Stated goal
Return the entries verbatim and drop every picture.

# # # # #

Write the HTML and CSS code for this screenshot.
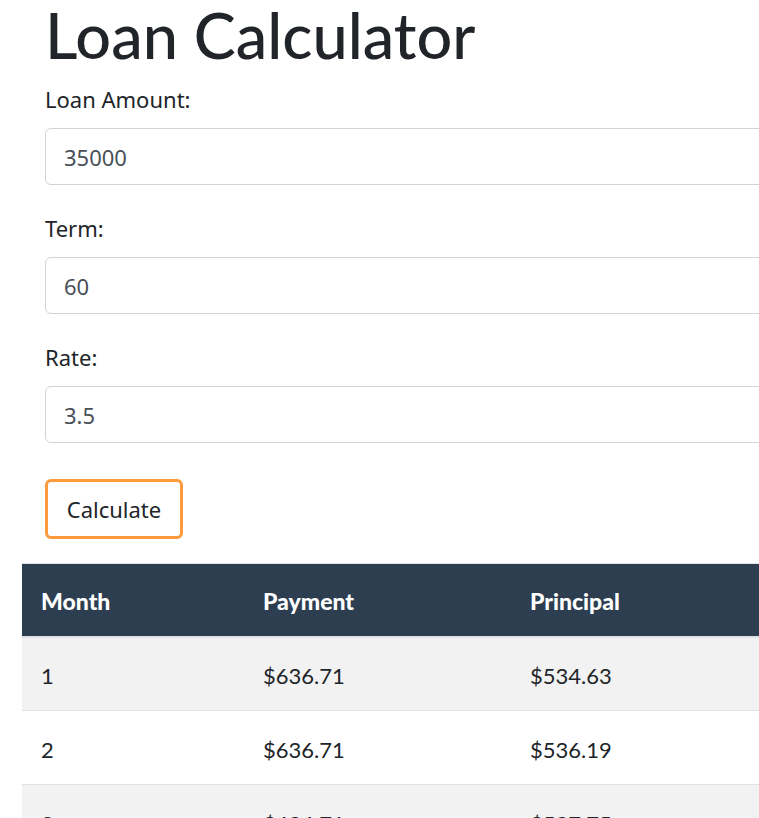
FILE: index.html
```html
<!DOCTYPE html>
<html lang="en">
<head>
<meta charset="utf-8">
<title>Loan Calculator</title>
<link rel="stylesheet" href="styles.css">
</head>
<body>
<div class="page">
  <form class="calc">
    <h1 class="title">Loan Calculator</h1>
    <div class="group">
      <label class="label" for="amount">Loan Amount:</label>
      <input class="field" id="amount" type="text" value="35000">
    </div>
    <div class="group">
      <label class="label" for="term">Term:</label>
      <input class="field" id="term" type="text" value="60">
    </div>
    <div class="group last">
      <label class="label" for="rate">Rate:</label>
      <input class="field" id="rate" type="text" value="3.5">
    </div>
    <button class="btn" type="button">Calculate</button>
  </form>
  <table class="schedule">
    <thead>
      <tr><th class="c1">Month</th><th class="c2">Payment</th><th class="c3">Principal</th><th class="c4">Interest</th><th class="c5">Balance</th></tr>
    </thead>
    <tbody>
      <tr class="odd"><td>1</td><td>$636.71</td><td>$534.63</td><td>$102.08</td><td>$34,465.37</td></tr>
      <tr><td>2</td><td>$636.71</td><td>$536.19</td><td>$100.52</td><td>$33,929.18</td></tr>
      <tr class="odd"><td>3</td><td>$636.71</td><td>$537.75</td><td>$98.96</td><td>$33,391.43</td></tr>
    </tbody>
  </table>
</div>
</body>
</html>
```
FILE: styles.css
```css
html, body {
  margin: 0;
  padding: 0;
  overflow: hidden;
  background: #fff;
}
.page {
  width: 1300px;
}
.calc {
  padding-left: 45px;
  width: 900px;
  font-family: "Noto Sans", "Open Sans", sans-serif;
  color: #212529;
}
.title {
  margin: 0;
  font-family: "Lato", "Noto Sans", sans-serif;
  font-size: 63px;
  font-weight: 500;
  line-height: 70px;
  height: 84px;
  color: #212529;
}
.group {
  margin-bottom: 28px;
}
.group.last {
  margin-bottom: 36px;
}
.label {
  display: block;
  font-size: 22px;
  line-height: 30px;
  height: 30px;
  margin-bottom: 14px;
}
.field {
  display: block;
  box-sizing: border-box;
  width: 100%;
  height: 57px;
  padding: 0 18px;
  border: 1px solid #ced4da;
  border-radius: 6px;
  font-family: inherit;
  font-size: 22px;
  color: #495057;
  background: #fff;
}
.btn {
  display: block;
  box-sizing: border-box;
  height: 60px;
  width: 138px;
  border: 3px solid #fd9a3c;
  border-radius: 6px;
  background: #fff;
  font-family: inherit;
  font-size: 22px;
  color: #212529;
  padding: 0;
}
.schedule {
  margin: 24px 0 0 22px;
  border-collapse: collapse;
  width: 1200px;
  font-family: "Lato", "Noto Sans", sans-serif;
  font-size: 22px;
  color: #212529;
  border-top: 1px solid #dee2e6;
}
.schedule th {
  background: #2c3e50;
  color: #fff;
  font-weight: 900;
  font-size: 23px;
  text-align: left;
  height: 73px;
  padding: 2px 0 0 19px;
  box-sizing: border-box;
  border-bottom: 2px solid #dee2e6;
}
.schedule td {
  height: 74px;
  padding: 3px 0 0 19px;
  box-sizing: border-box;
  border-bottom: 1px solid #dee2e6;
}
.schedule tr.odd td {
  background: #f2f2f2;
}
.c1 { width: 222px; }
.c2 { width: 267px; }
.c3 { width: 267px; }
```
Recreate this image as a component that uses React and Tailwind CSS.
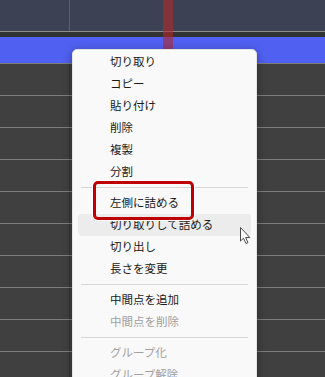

# # # # #

Exercise solution
Write the HTML and CSS code for this screenshot.
FILE: index.html
```html
<!DOCTYPE html>
<html lang="en">
<head>
<meta charset="utf-8">
<title>Loan Calculator</title>
<link rel="stylesheet" href="styles.css">
</head>
<body>
<div class="page">
  <form class="calc">
    <h1 class="title">Loan Calculator</h1>
    <div class="group">
      <label class="label" for="amount">Loan Amount:</label>
      <input class="field" id="amount" type="text" value="35000">
    </div>
    <div class="group">
      <label class="label" for="term">Term:</label>
      <input class="field" id="term" type="text" value="60">
    </div>
    <div class="group last">
      <label class="label" for="rate">Rate:</label>
      <input class="field" id="rate" type="text" value="3.5">
    </div>
    <button class="btn" type="button">Calculate</button>
  </form>
  <table class="schedule">
    <thead>
      <tr><th class="c1">Month</th><th class="c2">Payment</th><th class="c3">Principal</th><th class="c4">Interest</th><th class="c5">Balance</th></tr>
    </thead>
    <tbody>
      <tr class="odd"><td>1</td><td>$636.71</td><td>$534.63</td><td>$102.08</td><td>$34,465.37</td></tr>
      <tr><td>2</td><td>$636.71</td><td>$536.19</td><td>$100.52</td><td>$33,929.18</td></tr>
      <tr class="odd"><td>3</td><td>$636.71</td><td>$537.75</td><td>$98.96</td><td>$33,391.43</td></tr>
    </tbody>
  </table>
</div>
</body>
</html>
```
FILE: styles.css
```css
html, body {
  margin: 0;
  padding: 0;
  overflow: hidden;
  background: #fff;
}
.page {
  width: 1300px;
}
.calc {
  padding-left: 45px;
  width: 900px;
  font-family: "Noto Sans", "Open Sans", sans-serif;
  color: #212529;
}
.title {
  margin: 0;
  font-family: "Lato", "Noto Sans", sans-serif;
  font-size: 63px;
  font-weight: 500;
  line-height: 70px;
  height: 84px;
  color: #212529;
}
.group {
  margin-bottom: 28px;
}
.group.last {
  margin-bottom: 36px;
}
.label {
  display: block;
  font-size: 22px;
  line-height: 30px;
  height: 30px;
  margin-bottom: 14px;
}
.field {
  display: block;
  box-sizing: border-box;
  width: 100%;
  height: 57px;
  padding: 0 18px;
  border: 1px solid #ced4da;
  border-radius: 6px;
  font-family: inherit;
  font-size: 22px;
  color: #495057;
  background: #fff;
}
.btn {
  display: block;
  box-sizing: border-box;
  height: 60px;
  width: 138px;
  border: 3px solid #fd9a3c;
  border-radius: 6px;
  background: #fff;
  font-family: inherit;
  font-size: 22px;
  color: #212529;
  padding: 0;
}
.schedule {
  margin: 24px 0 0 22px;
  border-collapse: collapse;
  width: 1200px;
  font-family: "Lato", "Noto Sans", sans-serif;
  font-size: 22px;
  color: #212529;
  border-top: 1px solid #dee2e6;
}
.schedule th {
  background: #2c3e50;
  color: #fff;
  font-weight: 900;
  font-size: 23px;
  text-align: left;
  height: 73px;
  padding: 2px 0 0 19px;
  box-sizing: border-box;
  border-bottom: 2px solid #dee2e6;
}
.schedule td {
  height: 74px;
  padding: 3px 0 0 19px;
  box-sizing: border-box;
  border-bottom: 1px solid #dee2e6;
}
.schedule tr.odd td {
  background: #f2f2f2;
}
.c1 { width: 222px; }
.c2 { width: 267px; }
.c3 { width: 267px; }
```
Recreate this image as a component that uses React and Tailwind CSS.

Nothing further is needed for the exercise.